Brian Roberts is known throughout the world as the Chairman and CEO of Comcast Corporation. What is far less known about Roberts is that he was a squash player who won a gold medal with the U.S. squash team in 2005 and silver at the 1981, 1985, 1997 and 2009 Maccabiah Games in Israel.
A graduate of Germantown Academy, Roberts captained the varsity squash team and was Sports Editor of the yearbook. Four years later he not only earned a BS in Economics from Wharton but was also named a First-Team All-Ivy League squash player.
As a freshman player at Penn, Roberts was 6’2″ and weighed around 125 pounds. To bulk him up, legendary coach Al Molloy put him on a strenuous weight-lifting regimen. To toughen him up, Molloy had him play matches against Phillies icon Richie Ashburn who played a notoriously physical game of squash. On the locker room chalkboard, Molloy had written No Pain, No Gain and Roberts adopted those words as one of his codes for life.

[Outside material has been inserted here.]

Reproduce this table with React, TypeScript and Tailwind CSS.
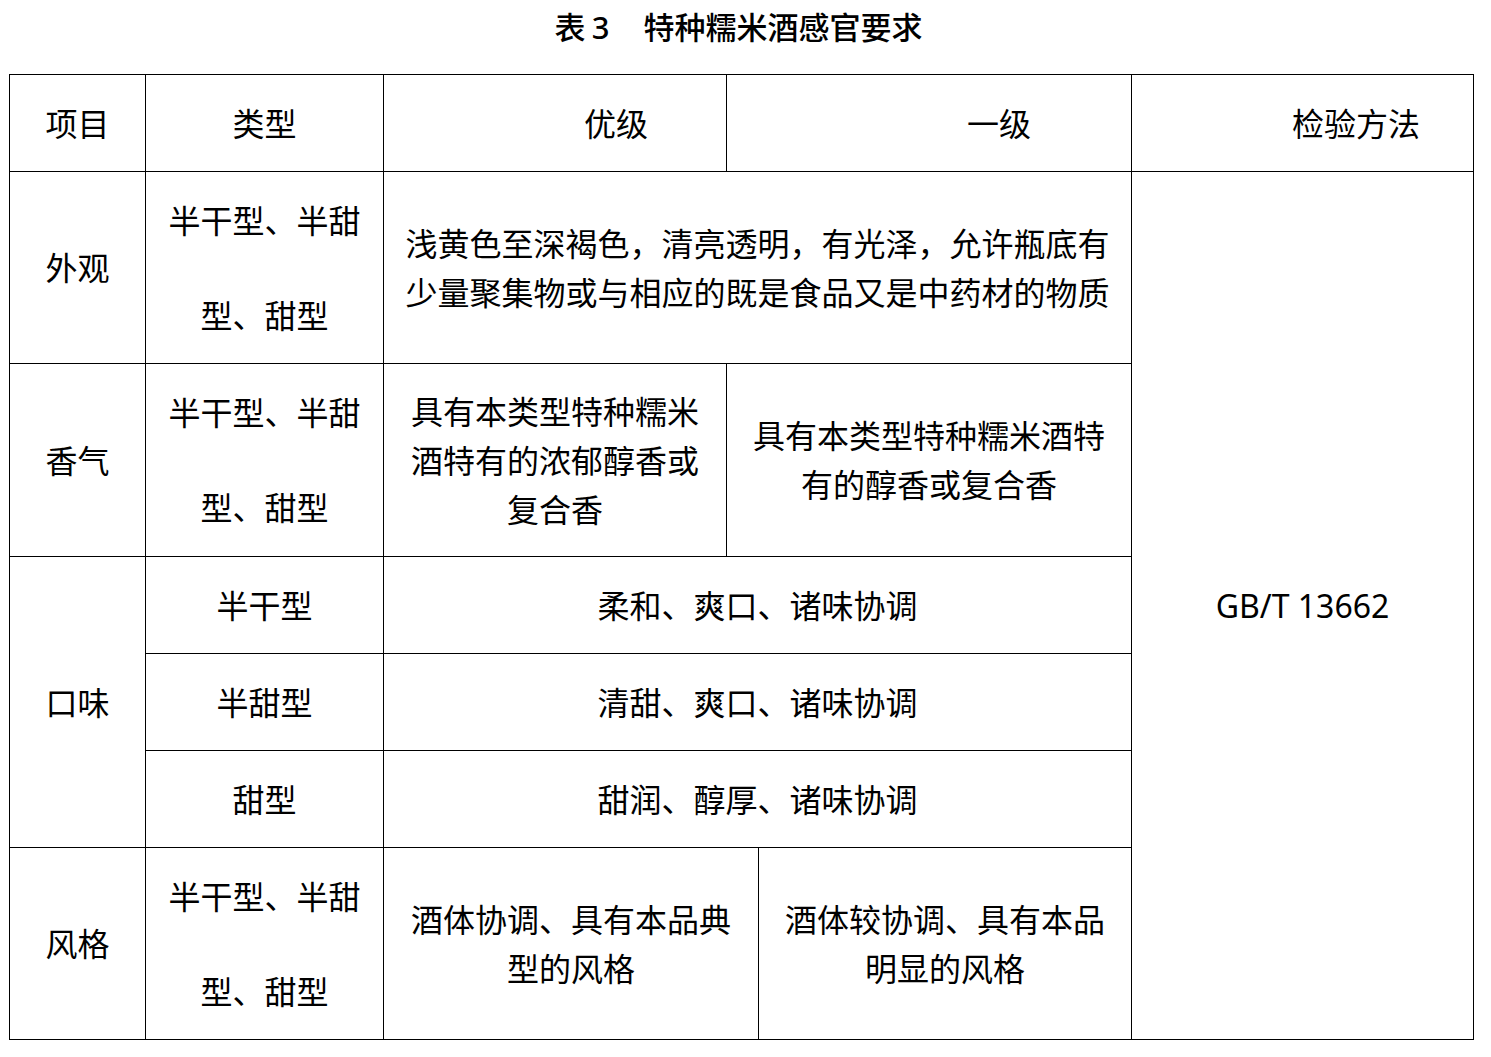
import React from "react";

const cell = "flex items-center justify-center text-center border-r border-b border-black";

const App: React.FC = () => {
  return (
    <div className="w-[1491px] min-h-[1057px] bg-white text-black font-['Noto_Sans','Noto_Sans_CJK_SC',sans-serif]">
      {/* title */}
      <div className="flex justify-center items-center h-[40px] mt-[7px] text-[31px] font-medium leading-[40px] pr-[14px]">
        <span className="[word-spacing:-2px]">表 3</span>
        <span className="ml-[34px]">特种糯米酒感官要求</span>
      </div>

      {/* table */}
      <div className="ml-[9px] mt-[27px] grid w-[1465px] grid-cols-[136px_238px_343px_32px_373px_342px] grid-rows-[97px_192px_193px_97px_97px_97px_192px] border-l border-t border-black text-[32px] leading-[49px]">
        {/* header */}
        <div className={cell}>项目</div>
        <div className={cell}>类型</div>
        <div className="flex items-center border-r border-b border-black pl-[200px]">优级</div>
        <div className="col-span-2 flex items-center border-r border-b border-black pl-[240px]">一级</div>
        <div className="flex items-center border-r border-b border-black pl-[160px]">检验方法</div>

        {/* 外观 */}
        <div className={`${cell} row-start-2 col-start-1`}>外观</div>
        <div className={`${cell} row-start-2 col-start-2 leading-[95px]`}>
          <p>半干型、半甜<br />型、甜型</p>
        </div>
        <div className={`${cell} row-start-2 col-start-3 col-span-3`}>
          <p>
            浅黄色至深褐色，清亮透明，有光泽，允许瓶底有
            <br />
            少量聚集物或与相应的既是食品又是中药材的物质
          </p>
        </div>
        <div className={`${cell} row-start-2 col-start-6 row-span-6`}>GB/T 13662</div>

        {/* 香气 */}
        <div className={`${cell} row-start-3 col-start-1`}>香气</div>
        <div className={`${cell} row-start-3 col-start-2 leading-[95px]`}>
          <p>半干型、半甜<br />型、甜型</p>
        </div>
        <div className={`${cell} row-start-3 col-start-3`}>
          <p>具有本类型特种糯米<br />酒特有的浓郁醇香或<br />复合香</p>
        </div>
        <div className={`${cell} row-start-3 col-start-4 col-span-2`}>
          <p>具有本类型特种糯米酒特<br />有的醇香或复合香</p>
        </div>

        {/* 口味 */}
        <div className={`${cell} row-start-4 col-start-1 row-span-3`}>口味</div>
        <div className={`${cell} row-start-4 col-start-2`}>半干型</div>
        <div className={`${cell} row-start-4 col-start-3 col-span-3`}>柔和、爽口、诸味协调</div>
        <div className={`${cell} row-start-5 col-start-2`}>半甜型</div>
        <div className={`${cell} row-start-5 col-start-3 col-span-3`}>清甜、爽口、诸味协调</div>
        <div className={`${cell} row-start-6 col-start-2`}>甜型</div>
        <div className={`${cell} row-start-6 col-start-3 col-span-3`}>甜润、醇厚、诸味协调</div>

        {/* 风格 */}
        <div className={`${cell} row-start-7 col-start-1`}>风格</div>
        <div className={`${cell} row-start-7 col-start-2 leading-[95px]`}>
          <p>半干型、半甜<br />型、甜型</p>
        </div>
        <div className={`${cell} row-start-7 col-start-3 col-span-2`}>
          <p>酒体协调、具有本品典<br />型的风格</p>
        </div>
        <div className={`${cell} row-start-7 col-start-5`}>
          <p>酒体较协调、具有本品<br />明显的风格</p>
        </div>
      </div>
    </div>
  );
};

export default App;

By his sophomore season, Roberts had become a key component of the Quakers varsity. Against arch-rival Harvard that season, the outcome came down to Roberts’ match. All through Molloy’s long coaching career, Harvard was the team he most wanted to defeat. In his pre-match advice he told Roberts “This is Harvard. You’ll remember this match for the rest of your life…do whatever you must to win.” Roberts won. Penn won. Molloy and the players celebrated on their great victory.
Molloy treated squash not as a genteel elite game, but more like Big Ten football. Roberts responded to that philosophy. As a senior he was the team’s number one player and its captain. After graduation came his cache of silver medals in the Maccabiah Games including one in the over-35 division. Molloy was with him in spirit on every point.
In June of 1999, at Roberts 40th birthday party, Molloy gave him the framed scoring sheet from that cherished Harvard victory, taken right off the coach’s office wall.
Today, Roberts heads a company which not only has become a Fortune 100 Company but is also one of the nation’s leading providers of entertainment, information and communications products and services. Comcast is majority owner of Comcast-Spectacor, which owns the Philadelphia Flyers, the Philadelphia 76ers and the arena in which they play. Brian Roberts and his wife live in Philadelphia with their three children.